Gen X’s cultural exports are everywhere: indie/alternative music and film going mainstream, scepticism as a style, irony as a social tool, and a strong allergy to hype. The generational mood—less utopian than Boomers, less performatively optimistic than parts of Millennial culture—helped shape how brands, politics, and media learned to speak: more casual, more “authentic,” more self-aware.

They are the managers of the “now”—and the next wave of retirees

In 2026, Gen X is embedded at the control points: team leaders (principals, directors etc), “middle management” layer that actually implements change, and the household decision-makers driving big-ticket spending (renovations, education choices, care choices).

Gen X is the bridge cohort—economically powerful, time-poor, and increasingly conscious that the policy settings for housing, retirement, health, and aged care will land on them next.

As the XEO’s of now – Gen X is most likely to be the CEO as 57 is the average age of all Fortune 500 CEOs, in Australia, 47 is the average age when a person becomes a CEO – Gen X wield a lot of power, but are still influenced by the instability they have witnessed over their lifetime.

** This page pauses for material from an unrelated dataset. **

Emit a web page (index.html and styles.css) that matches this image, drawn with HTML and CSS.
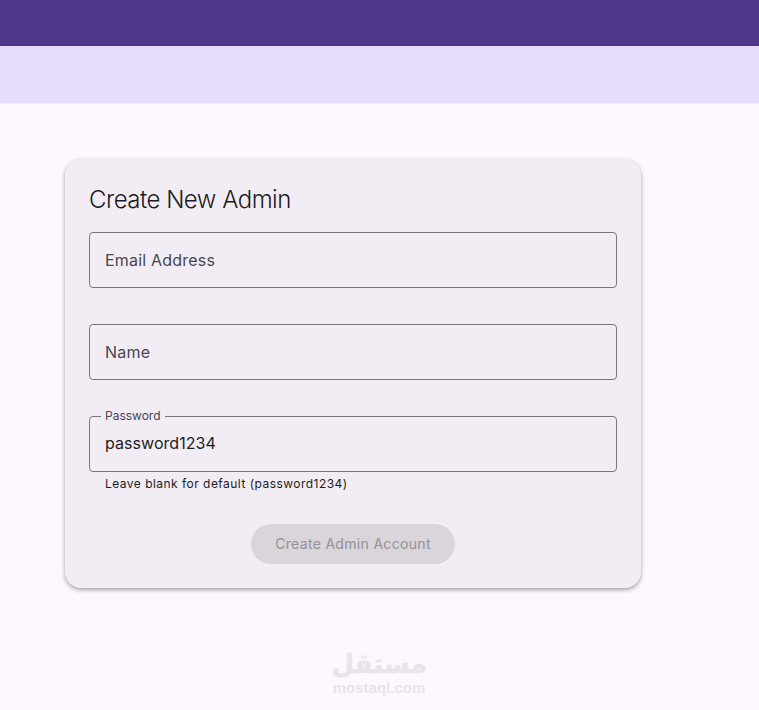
FILE: index.html
```html
<!DOCTYPE html>
<html>

<head>
    <meta charset="utf-8">
    <title>Create New Admin</title>
    <meta name="viewport" content="width=device-width, initial-scale=1">
    <link rel="stylesheet" href="styles.css">
</head>

<body>
    <header class="app-bar"></header>
    <nav class="tab-bar"></nav>

    <main class="content">
        <form class="card">
            <h2 class="card-title">Create New Admin</h2>

            <div class="field">
                <span class="field-label">Email Address</span>
            </div>

            <div class="field">
                <span class="field-label">Name</span>
            </div>

            <fieldset class="field field-filled">
                <legend class="field-legend">Password</legend>
                <span class="field-value">password1234</span>
            </fieldset>
            <p class="helper">Leave blank for default (password1234)</p>

            <div class="actions">
                <button class="submit" type="button" disabled>Create Admin Account</button>
            </div>
        </form>
    </main>

    <!-- watermark over the page -->
    <div class="watermark">
        <div class="watermark-ar" lang="ar" dir="rtl">مستقل</div>
        <div class="watermark-en">mostaql.com</div>
    </div>
</body>

</html>
```

FILE: styles.css
```css
* {
    box-sizing: border-box;
}

html,
body {
    height: 100%;
}

body {
    margin: 0;
    background-color: #fdf8ff;
    color: #1d1b20;
    font-family: Inter, "Noto Sans", Arial, sans-serif;
    overflow: hidden;
}

.app-bar {
    height: 46px;
    background-color: #4f378a;
}

.tab-bar {
    height: 57px;
    background-color: #e6dcfe;
    box-shadow: 0 1px 1px rgba(0, 0, 0, 0.04);
}

.content {
    padding: 56px 0 0 65px;
}

.card {
    width: 576px;
    height: 429px;
    padding: 24px;
    background-color: #f2edf4;
    border-radius: 16px;
    box-shadow: 0 2px 4px rgba(0, 0, 0, 0.35), 0 0 2px rgba(0, 0, 0, 0.03);
}

.card-title {
    margin: 0 0 16px;
    height: 33px;
    font-size: 24px;
    line-height: 33px;
    font-weight: 300;
    letter-spacing: -0.5px;
}

.field {
    display: flex;
    align-items: center;
    width: 528px;
    height: 56px;
    margin: 0 0 36px;
    padding: 0 15px;
    border: 1px solid #79747e;
    border-radius: 4px;
}

.field-label {
    font-size: 16px;
    letter-spacing: 0.2px;
    color: #49454f;
}

.field-filled {
    display: block;
    height: 64px;
    margin: -8px 0 0;
    padding: 0 15px;
    min-width: 0;
}

.field-legend {
    padding: 0 4px;
    margin-left: -4px;
    font-size: 12px;
    line-height: 16px;
    color: #49454f;
}

.field-value {
    display: block;
    margin-top: 7px;
    font-size: 16px;
    line-height: 24px;
    letter-spacing: 0.05px;
}

.helper {
    margin: 4px 0 0 16px;
    font-size: 12px;
    line-height: 16px;
    letter-spacing: 0.47px;
}

.actions {
    display: flex;
    justify-content: center;
    margin-top: 32px;
}

.submit {
    width: 204px;
    height: 40px;
    padding: 0 0 1px;
    border: 0;
    border-radius: 20px;
    background-color: #d9d5db;
    color: #948f99;
    font-family: inherit;
    font-size: 14px;
    font-weight: 400;
    letter-spacing: 0.32px;
}

.watermark {
    position: absolute;
    left: 329px;
    top: 647px;
    width: 100px;
    text-align: center;
    color: #e9e4ea;
}

.watermark-ar {
    font-family: "DejaVu Sans", sans-serif;
    font-size: 26px;
    line-height: 34px;
    font-weight: 700;
    -webkit-text-stroke: 0.6px #e9e4ea;
}

.watermark-en {
    font-family: "Liberation Sans", Arial, sans-serif;
    font-size: 15px;
    line-height: 14px;
    font-weight: 700;
}
```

They were there for the Stock Market crash of 1979, as well as the fall of the Berlin Wall (1989), and have witnessed the rise and fall of cutting edge technologies such as Atari video games, CDs, Myspace and Blackberry.

This means that their priorities are different to the generations before and after them – including that remuneration is the most important factor for Gen X when considering a new job (71%), above accessible leadership (70%) and a convenient location 69%.

To summarise, Gen X in Australia in 2026 is:

Gen X in Australia in 2026 is:

  • Roughly 1 in 5 people (about 4.9 million based on 2021 Census shares)
  • Concentrated in peak income years (median $80,926 for 45–54 earners in 2022–23)
  • Still majority home owners, but with ownership rates that have fallen over time (50–54: 80% ? 72% from 1996 to 2021)
  • Culturally defined by being the in-between generation —but one that quietly writes the rules of how work, media, and family life operate.